Hinebaugh v. Hinebaugh

403 So. 2d 451 | Fla. Dist. Ct. App. | 1981

403 So. 2d 451 (1981)

Ronald E. HINEBAUGH, Appellant/Cross-Appellee,
v.
Caryle S. HINEBAUGH, Appellee/Cross-Appellant.

No. 80-1165.

District Court of Appeal of Florida, Fifth District.

August 5, 1981.
Rehearing Denied September 15, 1981.

Isham W. Adams of Adams & Briggs, Daytona Beach, Henry P. Duffett of Duffett, Seps & Akers, Ormond Beach and Spector, Tunnicliff & McCord, P.A., Tallahassee, for appellant/cross-appellee.

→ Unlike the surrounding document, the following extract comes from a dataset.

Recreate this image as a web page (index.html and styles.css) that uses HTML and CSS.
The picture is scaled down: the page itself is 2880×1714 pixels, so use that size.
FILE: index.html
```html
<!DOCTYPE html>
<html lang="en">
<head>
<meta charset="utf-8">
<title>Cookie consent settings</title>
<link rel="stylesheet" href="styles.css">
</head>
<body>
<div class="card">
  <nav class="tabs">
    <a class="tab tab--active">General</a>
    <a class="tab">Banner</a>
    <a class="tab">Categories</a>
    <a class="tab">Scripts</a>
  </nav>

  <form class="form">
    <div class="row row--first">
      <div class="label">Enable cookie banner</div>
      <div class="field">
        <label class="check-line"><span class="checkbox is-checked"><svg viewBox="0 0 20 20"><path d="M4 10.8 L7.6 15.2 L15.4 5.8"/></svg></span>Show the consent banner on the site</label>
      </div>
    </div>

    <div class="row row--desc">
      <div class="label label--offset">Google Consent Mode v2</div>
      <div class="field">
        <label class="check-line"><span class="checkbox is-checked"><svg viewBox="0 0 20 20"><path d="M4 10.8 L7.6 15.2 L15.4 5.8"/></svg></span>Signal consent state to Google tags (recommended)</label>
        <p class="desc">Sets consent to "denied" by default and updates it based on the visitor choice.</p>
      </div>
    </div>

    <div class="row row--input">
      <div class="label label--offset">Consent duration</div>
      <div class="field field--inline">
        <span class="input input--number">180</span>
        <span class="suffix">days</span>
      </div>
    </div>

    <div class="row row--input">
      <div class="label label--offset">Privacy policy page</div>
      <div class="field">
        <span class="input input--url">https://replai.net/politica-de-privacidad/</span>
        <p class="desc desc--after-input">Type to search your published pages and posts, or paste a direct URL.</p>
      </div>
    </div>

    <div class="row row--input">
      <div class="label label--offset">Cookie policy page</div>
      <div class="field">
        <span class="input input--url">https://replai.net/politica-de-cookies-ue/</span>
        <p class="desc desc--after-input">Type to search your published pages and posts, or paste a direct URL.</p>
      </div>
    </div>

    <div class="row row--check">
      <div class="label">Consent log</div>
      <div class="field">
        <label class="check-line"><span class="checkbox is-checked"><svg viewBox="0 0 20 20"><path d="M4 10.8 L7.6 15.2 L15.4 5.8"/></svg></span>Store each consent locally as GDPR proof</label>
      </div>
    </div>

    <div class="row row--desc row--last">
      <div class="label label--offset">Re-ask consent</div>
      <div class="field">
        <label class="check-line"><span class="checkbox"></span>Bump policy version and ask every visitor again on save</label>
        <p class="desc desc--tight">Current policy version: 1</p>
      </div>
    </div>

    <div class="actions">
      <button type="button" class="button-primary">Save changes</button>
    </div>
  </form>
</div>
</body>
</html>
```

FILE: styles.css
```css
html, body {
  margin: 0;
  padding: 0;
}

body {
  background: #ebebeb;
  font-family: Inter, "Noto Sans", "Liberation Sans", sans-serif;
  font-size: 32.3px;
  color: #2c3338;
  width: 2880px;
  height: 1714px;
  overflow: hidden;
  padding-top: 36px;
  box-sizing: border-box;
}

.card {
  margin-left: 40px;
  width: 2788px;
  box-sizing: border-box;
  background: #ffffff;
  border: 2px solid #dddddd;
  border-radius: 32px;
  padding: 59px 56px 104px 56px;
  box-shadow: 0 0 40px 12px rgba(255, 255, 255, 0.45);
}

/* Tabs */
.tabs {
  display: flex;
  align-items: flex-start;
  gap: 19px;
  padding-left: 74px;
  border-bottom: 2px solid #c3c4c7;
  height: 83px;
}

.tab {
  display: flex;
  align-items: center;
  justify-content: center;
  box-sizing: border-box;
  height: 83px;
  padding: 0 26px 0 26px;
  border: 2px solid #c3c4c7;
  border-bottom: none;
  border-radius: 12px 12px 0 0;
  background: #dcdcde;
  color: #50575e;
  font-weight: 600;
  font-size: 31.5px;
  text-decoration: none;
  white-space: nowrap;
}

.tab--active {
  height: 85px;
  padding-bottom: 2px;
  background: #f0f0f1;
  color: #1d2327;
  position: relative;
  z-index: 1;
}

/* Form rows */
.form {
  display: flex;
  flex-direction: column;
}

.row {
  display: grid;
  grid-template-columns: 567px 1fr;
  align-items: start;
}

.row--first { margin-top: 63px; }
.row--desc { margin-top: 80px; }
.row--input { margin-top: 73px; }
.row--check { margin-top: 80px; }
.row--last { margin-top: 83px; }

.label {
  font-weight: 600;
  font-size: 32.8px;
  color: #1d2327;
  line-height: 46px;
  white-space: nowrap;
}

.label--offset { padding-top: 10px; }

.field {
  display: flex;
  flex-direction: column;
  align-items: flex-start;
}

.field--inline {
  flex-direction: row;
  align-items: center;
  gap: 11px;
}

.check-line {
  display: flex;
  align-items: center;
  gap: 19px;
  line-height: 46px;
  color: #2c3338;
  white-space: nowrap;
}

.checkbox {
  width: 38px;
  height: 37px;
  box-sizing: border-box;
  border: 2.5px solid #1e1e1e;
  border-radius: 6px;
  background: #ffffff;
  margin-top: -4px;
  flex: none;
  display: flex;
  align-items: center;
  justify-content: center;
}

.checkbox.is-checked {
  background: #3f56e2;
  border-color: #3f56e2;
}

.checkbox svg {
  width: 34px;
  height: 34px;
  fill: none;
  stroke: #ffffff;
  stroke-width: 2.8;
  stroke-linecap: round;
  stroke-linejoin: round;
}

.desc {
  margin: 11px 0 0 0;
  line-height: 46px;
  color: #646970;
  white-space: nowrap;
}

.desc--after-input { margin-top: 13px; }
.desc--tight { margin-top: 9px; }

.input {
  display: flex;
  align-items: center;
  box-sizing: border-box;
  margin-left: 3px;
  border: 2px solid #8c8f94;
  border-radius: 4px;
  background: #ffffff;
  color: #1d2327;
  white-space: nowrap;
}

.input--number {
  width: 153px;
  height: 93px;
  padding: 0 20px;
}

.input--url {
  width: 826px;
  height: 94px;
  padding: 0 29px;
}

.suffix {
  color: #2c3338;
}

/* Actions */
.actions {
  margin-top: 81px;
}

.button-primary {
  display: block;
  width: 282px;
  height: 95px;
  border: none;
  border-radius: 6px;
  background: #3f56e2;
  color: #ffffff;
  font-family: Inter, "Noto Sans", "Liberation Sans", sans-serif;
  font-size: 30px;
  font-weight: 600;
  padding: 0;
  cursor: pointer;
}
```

Berrien Becks, Jr. of Becks, Becks & Wickersham, Daytona Beach, for appellee/cross-appellant.

*452 SHARP, Judge.

The husband appeals from a final judgment of dissolution of marriage and the wife cross-appeals. The husband challenges the awards of rehabilitative alimony, lump sum alimony and attorney's fees. He also challenges the requirement that he maintain life insurance for the benefit of the wife and the failure of the trial court to partition and award him exclusive possession of his office building. The wife challenges the court's denial of permanent alimony. The court awarded her two hundred fifty dollars ($250.00) per week rehabilitative alimony until three years after the youngest child reaches majority. We affirm the lower court in all respects except its refusal to award permanent alimony rather than rehabilitative, its refusal to partition the office building, and its requirement that the husband maintain life insurance on his life for the wife's benefit.

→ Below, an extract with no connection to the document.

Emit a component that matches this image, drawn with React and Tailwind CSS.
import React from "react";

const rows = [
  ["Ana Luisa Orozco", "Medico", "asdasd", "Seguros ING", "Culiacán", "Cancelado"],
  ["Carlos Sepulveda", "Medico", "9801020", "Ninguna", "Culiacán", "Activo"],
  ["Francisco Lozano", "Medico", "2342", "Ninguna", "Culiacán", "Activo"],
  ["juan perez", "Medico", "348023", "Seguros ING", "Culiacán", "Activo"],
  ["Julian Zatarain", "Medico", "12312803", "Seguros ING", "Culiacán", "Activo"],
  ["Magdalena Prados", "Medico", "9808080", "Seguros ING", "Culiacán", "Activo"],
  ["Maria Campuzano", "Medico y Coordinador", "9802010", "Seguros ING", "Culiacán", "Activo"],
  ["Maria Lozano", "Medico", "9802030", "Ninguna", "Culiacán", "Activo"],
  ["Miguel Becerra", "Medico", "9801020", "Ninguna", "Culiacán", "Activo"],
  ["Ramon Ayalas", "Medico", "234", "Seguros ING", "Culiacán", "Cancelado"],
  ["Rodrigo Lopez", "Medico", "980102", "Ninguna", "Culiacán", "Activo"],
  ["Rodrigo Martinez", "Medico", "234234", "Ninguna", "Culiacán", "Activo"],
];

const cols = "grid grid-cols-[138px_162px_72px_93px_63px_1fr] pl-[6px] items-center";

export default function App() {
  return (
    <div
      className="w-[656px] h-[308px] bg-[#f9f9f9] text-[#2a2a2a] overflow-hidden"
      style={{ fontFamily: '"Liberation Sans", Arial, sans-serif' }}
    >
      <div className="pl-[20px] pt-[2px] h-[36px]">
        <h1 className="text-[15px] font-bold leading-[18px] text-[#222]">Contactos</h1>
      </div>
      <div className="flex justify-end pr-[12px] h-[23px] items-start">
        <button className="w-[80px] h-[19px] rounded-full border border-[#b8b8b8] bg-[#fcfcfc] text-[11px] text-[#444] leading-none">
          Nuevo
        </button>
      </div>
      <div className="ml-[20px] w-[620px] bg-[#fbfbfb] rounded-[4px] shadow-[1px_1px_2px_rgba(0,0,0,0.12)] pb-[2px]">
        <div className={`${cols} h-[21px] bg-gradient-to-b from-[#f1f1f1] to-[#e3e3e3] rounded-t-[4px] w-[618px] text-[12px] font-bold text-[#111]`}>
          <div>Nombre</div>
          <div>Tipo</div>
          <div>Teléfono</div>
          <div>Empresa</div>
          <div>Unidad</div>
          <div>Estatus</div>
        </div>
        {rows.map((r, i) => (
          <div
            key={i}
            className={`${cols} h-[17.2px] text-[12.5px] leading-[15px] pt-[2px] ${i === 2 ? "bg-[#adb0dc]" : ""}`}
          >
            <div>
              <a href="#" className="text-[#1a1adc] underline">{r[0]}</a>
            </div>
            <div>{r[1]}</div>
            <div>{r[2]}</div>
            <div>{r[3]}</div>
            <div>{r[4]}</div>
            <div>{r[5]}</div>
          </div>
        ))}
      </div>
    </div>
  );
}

The parties were married for sixteen years and have two minor children. The husband is a medical doctor earning approximately fifty-seven thousand dollars ($57,000) per year. The wife has a degree in education and worked full time as a teacher to support the family while the husband completed medical school. The wife has not worked since the first child was born and she does not have a permanent teaching certificate. She plans to remain at home to care for the children, but does work part-time as a teacher's aide earning two dollars fifteen cents ($2.15) per hour. It will be approximately twelve years before the youngest child is eighteen (18) and the wife will then be forty-six (46) years old. The record does not indicate any basis to conclude that at that point or three years thereafter the wife will be able to earn sufficient income to sustain herself at a level that approximates the level the parties experienced during the marriage. Under these circumstances it was an abuse of discretion for the trial court not to award the wife permanent alimony. Patrick v. Patrick, 399 So. 2d 72 (Fla. 5th DCA 1981); Gerber v. Gerber, 392 So. 2d 317 (Fla. 4th DCA 1980); Colucci v. Colucci, 392 So. 2d 577 (Fla. 3d DCA 1980); G'Sell v. G'Sell, 390 So. 2d 1196 (Fla. 5th DCA 1980); McAllister v. McAllister, 345 So. 2d 352 (Fla. 4th DCA 1977).

At oral argument the parties stipulated that the office building should be partitioned and that it was error to require the husband to maintain insurance for the benefit of the wife. However, the court may order the husband to maintain life insurance for the benefit of the children during their minority. Eagan v. Eagan, 392 So. 2d 988 (Fla. 5th DCA 1981). We reverse and remand for an award of permanent alimony, reconsideration of the life insurance question and partition of the office property.

AFFIRMED in part; REVERSED in part; and REMANDED.

FRANK D. UPCHURCH, Jr., J., concurs.

COBB, J., concurs in part, dissents in part, with opinion.

COBB, Judge, concurring in part, dissenting in part.

I concur with the majority opinion in all respects except for the reversal of the trial court's award of rehabilitative, as opposed to permanent, alimony. I would affirm the trial court in that regard. See Canakaris v. Canakaris, 382 So. 2d 1197 (Fla. 1980); Hair v. Hair, 402 So. 2d 1201 (Fla. 5th DCA 1981); and G'Sell v. G'Sell, 390 So. 2d 1196 (Fla. 5th DCA 1980).